▶ Information shown

+++

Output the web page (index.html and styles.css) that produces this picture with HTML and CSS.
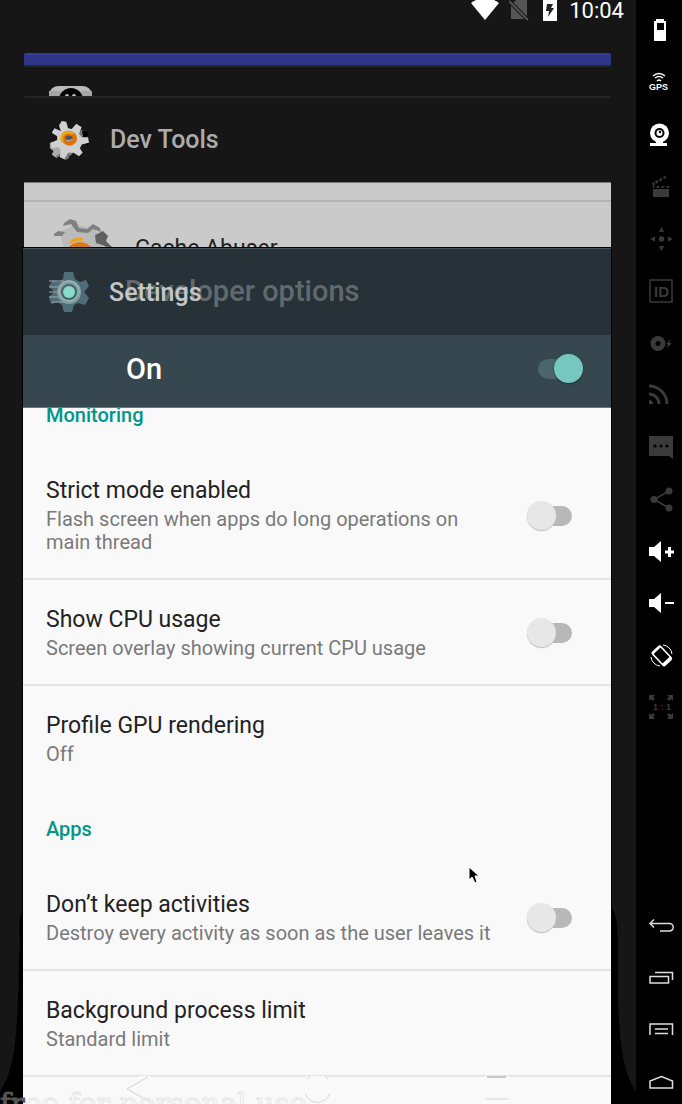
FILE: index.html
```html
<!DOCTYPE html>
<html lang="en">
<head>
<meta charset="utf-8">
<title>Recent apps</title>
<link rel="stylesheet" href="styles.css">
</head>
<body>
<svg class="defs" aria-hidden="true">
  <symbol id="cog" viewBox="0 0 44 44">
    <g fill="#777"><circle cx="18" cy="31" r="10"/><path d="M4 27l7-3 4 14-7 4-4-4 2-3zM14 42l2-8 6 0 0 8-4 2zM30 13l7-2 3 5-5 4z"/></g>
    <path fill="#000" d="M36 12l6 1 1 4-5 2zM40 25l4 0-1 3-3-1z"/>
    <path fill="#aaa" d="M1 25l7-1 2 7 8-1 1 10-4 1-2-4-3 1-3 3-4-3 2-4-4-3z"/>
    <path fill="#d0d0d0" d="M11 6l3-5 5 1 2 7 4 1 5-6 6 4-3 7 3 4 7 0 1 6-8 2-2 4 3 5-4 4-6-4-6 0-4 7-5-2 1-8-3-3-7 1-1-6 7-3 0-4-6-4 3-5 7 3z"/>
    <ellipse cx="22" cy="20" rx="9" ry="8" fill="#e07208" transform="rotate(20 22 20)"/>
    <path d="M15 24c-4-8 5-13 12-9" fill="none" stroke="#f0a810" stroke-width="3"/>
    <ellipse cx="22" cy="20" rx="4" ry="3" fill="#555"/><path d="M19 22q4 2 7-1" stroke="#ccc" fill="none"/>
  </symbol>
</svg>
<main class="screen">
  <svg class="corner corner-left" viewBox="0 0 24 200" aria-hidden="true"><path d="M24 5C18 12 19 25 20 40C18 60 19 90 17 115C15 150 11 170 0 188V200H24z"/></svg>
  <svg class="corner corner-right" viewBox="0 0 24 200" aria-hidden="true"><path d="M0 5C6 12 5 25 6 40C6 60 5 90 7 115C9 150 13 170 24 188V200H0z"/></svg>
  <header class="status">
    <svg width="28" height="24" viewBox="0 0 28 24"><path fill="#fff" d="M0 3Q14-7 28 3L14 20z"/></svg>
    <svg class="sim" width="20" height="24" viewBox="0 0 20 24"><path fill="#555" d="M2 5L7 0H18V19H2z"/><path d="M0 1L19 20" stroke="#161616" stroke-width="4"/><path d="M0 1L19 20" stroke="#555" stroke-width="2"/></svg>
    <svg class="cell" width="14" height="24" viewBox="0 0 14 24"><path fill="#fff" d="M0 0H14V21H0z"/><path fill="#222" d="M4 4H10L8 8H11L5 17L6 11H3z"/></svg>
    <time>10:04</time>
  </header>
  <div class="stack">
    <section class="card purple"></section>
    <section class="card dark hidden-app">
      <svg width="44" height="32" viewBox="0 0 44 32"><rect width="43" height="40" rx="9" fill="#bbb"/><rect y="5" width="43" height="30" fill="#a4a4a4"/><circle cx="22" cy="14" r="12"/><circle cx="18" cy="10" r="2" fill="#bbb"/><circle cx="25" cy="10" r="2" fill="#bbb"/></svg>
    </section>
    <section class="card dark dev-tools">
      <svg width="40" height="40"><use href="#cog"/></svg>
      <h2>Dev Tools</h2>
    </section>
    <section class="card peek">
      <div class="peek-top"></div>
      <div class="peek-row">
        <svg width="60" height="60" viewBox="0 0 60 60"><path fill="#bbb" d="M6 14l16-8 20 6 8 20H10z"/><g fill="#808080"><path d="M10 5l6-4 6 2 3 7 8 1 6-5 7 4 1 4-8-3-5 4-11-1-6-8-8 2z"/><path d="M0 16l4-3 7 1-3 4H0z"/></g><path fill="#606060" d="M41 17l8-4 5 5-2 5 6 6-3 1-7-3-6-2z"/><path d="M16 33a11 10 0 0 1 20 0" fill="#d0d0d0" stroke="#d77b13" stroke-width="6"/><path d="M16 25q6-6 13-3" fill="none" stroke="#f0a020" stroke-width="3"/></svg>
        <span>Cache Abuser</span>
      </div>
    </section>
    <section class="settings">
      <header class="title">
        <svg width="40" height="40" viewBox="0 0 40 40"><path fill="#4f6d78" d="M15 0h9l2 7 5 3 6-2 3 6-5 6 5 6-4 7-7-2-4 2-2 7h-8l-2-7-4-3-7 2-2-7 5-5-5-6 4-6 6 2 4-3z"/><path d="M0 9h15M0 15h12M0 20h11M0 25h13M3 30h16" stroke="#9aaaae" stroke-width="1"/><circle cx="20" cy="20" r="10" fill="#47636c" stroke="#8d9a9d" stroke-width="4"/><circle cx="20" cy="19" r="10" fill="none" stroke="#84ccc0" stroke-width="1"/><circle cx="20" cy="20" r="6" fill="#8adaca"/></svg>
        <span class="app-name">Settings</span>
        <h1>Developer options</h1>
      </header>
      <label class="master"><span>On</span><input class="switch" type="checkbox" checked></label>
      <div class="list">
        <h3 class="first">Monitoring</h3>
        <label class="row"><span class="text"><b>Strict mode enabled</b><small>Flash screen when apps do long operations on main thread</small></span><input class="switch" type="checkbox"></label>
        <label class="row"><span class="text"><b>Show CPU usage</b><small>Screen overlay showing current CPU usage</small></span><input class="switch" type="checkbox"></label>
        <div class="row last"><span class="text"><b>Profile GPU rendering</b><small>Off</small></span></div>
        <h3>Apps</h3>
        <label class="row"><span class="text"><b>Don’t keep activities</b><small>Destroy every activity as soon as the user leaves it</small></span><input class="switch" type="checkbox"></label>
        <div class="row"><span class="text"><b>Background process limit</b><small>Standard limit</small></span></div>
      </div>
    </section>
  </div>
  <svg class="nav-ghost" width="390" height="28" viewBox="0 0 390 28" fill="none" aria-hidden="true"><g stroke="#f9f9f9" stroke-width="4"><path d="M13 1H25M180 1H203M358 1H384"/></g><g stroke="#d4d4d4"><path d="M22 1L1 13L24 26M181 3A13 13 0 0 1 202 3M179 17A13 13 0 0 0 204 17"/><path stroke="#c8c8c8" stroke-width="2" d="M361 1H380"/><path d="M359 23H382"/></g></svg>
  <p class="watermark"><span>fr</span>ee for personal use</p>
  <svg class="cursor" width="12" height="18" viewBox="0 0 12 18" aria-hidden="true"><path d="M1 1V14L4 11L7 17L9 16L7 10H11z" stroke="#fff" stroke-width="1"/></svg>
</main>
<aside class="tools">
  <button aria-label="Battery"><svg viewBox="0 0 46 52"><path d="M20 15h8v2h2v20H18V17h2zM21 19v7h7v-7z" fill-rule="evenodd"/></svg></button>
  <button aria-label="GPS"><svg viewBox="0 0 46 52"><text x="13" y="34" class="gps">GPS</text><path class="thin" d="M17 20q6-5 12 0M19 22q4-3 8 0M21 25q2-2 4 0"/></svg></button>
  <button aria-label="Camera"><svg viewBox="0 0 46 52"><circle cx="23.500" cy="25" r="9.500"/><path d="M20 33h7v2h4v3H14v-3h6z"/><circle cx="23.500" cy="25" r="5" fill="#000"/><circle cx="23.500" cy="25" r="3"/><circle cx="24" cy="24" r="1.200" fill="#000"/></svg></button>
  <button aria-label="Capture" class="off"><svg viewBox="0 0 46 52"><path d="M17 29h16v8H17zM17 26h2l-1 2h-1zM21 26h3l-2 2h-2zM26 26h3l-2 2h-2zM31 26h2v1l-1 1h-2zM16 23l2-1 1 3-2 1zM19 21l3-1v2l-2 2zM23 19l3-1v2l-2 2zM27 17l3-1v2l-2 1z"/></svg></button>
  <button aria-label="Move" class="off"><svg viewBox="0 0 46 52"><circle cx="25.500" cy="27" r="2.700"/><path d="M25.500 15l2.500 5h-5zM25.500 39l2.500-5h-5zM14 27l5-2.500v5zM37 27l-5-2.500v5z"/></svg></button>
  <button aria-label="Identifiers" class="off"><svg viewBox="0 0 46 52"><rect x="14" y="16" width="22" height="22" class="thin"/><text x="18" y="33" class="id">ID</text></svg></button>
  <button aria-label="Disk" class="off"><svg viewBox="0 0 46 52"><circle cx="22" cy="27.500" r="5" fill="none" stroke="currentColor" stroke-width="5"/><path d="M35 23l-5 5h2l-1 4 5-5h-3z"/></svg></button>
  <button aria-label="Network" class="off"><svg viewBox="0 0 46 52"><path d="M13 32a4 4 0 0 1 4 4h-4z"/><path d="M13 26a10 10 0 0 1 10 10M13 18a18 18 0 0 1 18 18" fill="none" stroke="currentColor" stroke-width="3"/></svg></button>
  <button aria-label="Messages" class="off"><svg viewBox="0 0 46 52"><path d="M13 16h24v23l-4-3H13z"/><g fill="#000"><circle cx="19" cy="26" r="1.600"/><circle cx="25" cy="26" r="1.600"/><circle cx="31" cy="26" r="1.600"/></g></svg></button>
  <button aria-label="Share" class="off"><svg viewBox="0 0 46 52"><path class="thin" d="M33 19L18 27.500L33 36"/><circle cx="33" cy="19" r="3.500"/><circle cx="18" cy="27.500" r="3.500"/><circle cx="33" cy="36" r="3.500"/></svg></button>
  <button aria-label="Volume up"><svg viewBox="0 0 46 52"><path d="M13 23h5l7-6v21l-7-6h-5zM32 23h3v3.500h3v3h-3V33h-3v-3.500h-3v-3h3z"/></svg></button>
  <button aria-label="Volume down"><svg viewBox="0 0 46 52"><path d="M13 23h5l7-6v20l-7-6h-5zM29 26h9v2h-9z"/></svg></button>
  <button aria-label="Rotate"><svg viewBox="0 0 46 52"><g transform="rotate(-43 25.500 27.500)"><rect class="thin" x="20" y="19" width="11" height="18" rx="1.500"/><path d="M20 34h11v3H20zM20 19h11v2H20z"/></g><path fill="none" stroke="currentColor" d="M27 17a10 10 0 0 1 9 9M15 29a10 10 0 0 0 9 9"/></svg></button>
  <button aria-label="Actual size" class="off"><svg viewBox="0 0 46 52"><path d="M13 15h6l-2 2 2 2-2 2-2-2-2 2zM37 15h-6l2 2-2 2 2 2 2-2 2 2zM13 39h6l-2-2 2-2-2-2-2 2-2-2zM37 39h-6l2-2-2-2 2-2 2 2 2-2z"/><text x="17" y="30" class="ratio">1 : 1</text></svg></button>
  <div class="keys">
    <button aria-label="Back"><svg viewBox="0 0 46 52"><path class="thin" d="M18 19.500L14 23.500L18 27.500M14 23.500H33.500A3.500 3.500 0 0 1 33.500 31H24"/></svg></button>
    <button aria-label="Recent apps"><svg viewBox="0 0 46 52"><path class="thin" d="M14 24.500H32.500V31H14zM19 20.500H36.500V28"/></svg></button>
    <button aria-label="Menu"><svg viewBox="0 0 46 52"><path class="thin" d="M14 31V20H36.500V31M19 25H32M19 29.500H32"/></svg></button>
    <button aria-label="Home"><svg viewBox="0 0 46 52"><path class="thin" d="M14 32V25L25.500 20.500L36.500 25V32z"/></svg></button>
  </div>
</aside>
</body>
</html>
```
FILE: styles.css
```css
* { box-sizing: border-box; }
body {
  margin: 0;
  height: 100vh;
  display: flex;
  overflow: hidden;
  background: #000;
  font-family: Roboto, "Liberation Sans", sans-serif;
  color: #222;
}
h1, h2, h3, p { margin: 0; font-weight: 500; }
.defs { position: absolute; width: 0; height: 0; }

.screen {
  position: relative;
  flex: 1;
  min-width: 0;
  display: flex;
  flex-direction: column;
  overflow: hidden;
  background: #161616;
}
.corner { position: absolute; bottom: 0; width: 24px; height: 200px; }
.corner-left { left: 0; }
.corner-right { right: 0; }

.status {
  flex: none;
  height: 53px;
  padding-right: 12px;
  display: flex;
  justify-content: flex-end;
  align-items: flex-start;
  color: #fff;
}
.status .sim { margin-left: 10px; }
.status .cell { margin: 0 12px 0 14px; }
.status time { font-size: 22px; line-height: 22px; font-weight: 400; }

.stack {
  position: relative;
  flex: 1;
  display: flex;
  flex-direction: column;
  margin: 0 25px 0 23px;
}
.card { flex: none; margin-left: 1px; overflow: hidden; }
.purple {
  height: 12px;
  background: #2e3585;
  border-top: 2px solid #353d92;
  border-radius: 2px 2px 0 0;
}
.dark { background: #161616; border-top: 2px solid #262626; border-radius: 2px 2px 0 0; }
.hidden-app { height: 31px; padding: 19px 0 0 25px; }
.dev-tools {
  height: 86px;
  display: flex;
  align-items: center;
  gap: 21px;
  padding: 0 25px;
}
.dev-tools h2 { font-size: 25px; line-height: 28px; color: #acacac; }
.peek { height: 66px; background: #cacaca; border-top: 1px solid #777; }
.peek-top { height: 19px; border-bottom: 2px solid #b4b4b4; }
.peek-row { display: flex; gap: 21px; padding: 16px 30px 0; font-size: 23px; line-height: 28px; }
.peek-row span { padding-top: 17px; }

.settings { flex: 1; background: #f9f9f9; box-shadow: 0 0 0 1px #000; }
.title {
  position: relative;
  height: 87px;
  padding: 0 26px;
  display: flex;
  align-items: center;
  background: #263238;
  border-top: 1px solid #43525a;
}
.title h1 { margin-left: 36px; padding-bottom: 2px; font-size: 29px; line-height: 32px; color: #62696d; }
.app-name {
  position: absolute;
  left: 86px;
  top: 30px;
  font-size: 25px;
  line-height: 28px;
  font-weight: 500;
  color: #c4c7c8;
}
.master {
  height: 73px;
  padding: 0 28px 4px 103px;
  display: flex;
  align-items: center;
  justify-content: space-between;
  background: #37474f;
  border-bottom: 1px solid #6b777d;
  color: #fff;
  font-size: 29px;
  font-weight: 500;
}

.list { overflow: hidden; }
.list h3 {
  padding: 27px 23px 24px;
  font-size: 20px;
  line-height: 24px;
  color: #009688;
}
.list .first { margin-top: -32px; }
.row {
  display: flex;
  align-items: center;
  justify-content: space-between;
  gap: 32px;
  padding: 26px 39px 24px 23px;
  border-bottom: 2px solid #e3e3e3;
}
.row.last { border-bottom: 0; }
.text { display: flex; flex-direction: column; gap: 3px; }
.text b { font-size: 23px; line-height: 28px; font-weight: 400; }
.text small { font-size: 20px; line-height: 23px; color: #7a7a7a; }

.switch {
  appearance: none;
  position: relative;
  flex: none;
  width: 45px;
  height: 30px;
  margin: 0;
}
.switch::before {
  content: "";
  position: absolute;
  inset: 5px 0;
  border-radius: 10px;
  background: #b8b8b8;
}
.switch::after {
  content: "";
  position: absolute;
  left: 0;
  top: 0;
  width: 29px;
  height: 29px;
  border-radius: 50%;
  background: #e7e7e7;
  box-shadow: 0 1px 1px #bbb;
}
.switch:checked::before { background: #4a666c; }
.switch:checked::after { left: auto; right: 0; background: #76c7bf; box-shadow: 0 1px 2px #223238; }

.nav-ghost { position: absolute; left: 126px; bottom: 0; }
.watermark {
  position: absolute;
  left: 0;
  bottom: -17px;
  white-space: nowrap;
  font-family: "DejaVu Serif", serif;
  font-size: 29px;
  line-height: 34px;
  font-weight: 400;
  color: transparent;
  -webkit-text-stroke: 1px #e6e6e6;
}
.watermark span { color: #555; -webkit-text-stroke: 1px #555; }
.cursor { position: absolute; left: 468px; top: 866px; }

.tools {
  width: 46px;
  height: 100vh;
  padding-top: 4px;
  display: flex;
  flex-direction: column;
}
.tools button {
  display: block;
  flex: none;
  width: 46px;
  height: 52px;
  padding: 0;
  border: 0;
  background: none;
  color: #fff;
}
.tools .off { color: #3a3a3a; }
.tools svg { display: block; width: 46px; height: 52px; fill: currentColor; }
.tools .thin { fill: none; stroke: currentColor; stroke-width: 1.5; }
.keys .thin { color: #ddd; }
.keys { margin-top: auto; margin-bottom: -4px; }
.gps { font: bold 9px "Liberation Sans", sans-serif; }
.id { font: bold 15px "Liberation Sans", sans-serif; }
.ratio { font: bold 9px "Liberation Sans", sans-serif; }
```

+++

▶ Task to carry out
Copy each line that holds the word "styles".

▶ Problem solution
Output the web page (index.html and styles.css) that produces this picture with HTML and CSS.
<link rel="stylesheet" href="styles.css">
FILE: styles.css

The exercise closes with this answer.